The Perils of Disproportionate and Discriminatory Punishment
Every society has the right and duty to punish crimes severely. However, criminal law must be rooted in the principle of proportionality—the punishment must fit the crime. Revocation of inherent nationality is a uniquely severe sanction. It is often permanent and extends beyond the individual to potentially impact their family. More critically, it conflates the punishment of a specific act (e.g., espionage, incitement to violence) with the punishment of belonging. It says, in effect, “Your crime is so grave that we disavow your very membership in our community.” This moves justice from a penal framework into an existential one, a power democracies have historically been wary of granting the state.
2 – Inequality of citizens before the law
Creating a Two-Tiered Citizenship: A Breach of Constitutional Equality
The amendment’s specific targeting of acts committed “outside the national territory” creates a dangerous legal duality. It establishes two classes of Algerian citizens: those residing domestically, subject only to the penal code for their actions, and those in the diaspora, who face the additional, existential threat of denationalization for the same offenses.
This is a direct affront to Article 37 of the Algerian Constitution, which guarantees that “citizens are equal before the law and have the right to equal protection thereof, without any discrimination prevailing.” The location of an offense does not alter the nature of the offender’s bond to the nation. Such a geographic distinction is inherently discriminatory and politically charged, suggesting that loyalty is more suspect and punishable more harshly when a citizen is abroad. It weaponizes citizenship against the diaspora, turning a bond of identity into a tool of political control.
The Slippery Slope: From Exceptional Measure to Political Tool
Proponents argue the measure will be used exceptionally, with safeguards. Yet, history and political science offer a stark warning: laws that grant the state the power to strip core rights “in extreme cases” inherently contain the seeds of abuse. The vague terminology—”serious harm to the interests of the State”—is susceptible to expansive interpretation by future governments. What constitutes “harm” can shift with political winds, transforming a tool meant for national security into one for silencing dissent, settling scores, or targeting specific ethnic or political groups abroad. The admission that the law responds to “accelerated transformations and growing challenges” confirms its circumstantial, politically reactive nature, undermining the timeless, impersonal ideal of just law.

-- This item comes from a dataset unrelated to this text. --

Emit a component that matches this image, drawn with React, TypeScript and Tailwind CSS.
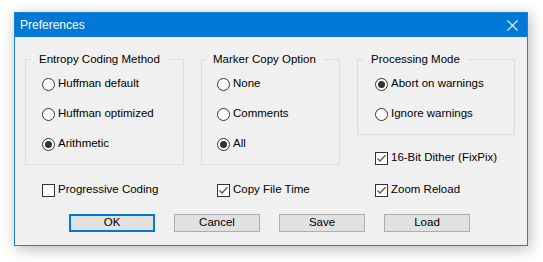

3 – Risk of authoritarian drift: a risk of principle, not of intention
Conclusion: Democratic Strength Lies in Self-Restraint
The true test of a robust democracy is not the breadth of its powers to punish and exclude, but the depth of its commitment to restraint and inclusion. A democracy strengthens when it forbids itself certain actions, recognizing that some lines must not be crossed to preserve its own legitimacy and the inalienable dignity of its citizens.
Refusing the revocation of inherent nationality is not an act of weakness or permissiveness toward crime. It is an act of profound maturity—moral, ethical, and legal. It affirms that the bond of nationhood is stronger than any single transgression and that justice is served through proportional penal sanctions, not through the existential violence of statelessness. This amendment, though adopted, should proceed no further. A referral to the Constitutional Court is imperative to evaluate its compatibility with the foundational principles of equality, non-discrimination, and the inviolable core of citizenship itself. To cross this line is to weaken the very democratic fabric it claims to protect.